Watches GitHub's code-search API for new repos containing SKILL.md, AGENTS.md, program.md, or other tracked agent-instruction files. Filters by stars, license, recent commit. Targets the strongest cross-experiment finding — the agent-instruction convention is the signal.

`forge-harvester-rss` — feed-based discovery for article-as-spec

Watches RSS feeds of MarkTechPost, Hugging Face blog, Anthropic blog, Cameron Wolfe substack, dottxt.co, and opensourceprojects.dev. Filters titles for recipe-style patterns ("Using X and Y to do Z", "Introducing X", "Open-source launch of X"). Enqueues qualifying posts as article-as-spec candidates. Targets the highest-leverage template.

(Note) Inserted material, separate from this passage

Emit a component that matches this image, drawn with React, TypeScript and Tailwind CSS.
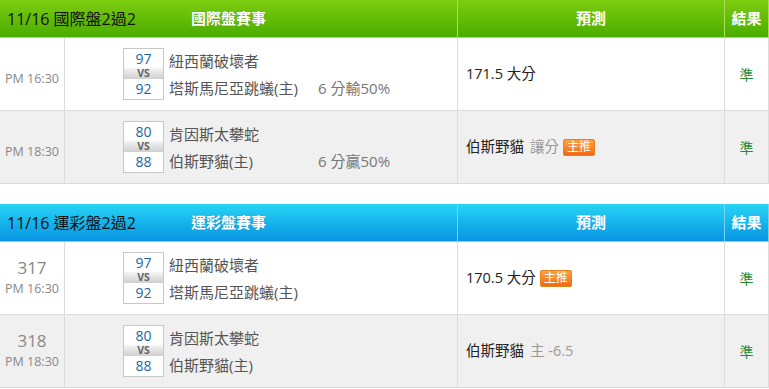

`forge-harvester-watchlist` — productive authors keep being productive

Watches a curated list of GitHub authors and orgs (Karpathy, dottxt-ai, HKUDS, Mentra-Community, motiful, safishamsi, calesthio, nolly-studio, github, pinokiocomputer, Mistral-Community, allenai). Enqueues new repos and new major release tags on previously-benched repos. Promotion / demotion is manual — owners are added after a successful bench.

All three are gated identically: stars ≥ thresholds, license OSI-approved, recent commit, dedup against forge's already-benched set. None of them write to the substrate directly; they enqueue candidates that the existing researcher → builder → experimenter → packager → reporter → publisher walk handles unchanged.

How this changes the orchestrator walk

The nightly walk now starts with four harvesters instead of one:

forge-orchestrator
├── 1. forge-harvester-slack       (incidental discovery — 🧪 reactions in #development)
├── 2. forge-harvester-github      (systematic — code search across SKILL.md ecosystem)
├── 3. forge-harvester-rss         (systematic — article-as-spec feed watch)
├── 4. forge-harvester-watchlist   (systematic — productive-author watch)
└── walk(queue)                    (unchanged — researcher → builder → experimenter → ...)

The walk is identical from researcher onward — the queue doesn't care how candidates got there.

What's next

Three concrete next steps:

Pilot the wild harvesters for a week. Run each one nightly, watch what they surface, evaluate whether the gates are calibrated correctly. Tighten gates where the queue grows too fast; loosen where it doesn't grow at all.
Add a sixth harvester for PyPI / npm new-release watching. EXP-0011 (outlines), EXP-0013 (ard-tools), EXP-0018 (graphifyy) all surface clean signal at the package-registry layer. A simple PyPI / npm new-release watcher with keyword filters (agent, skill, mcp, agentic) would capture this.
Run forge on itself. This was the self-tuning roadmap item from the Meet forge flagship. With the wild harvesters in place, forge has enough intake throughput to dogfood the loop.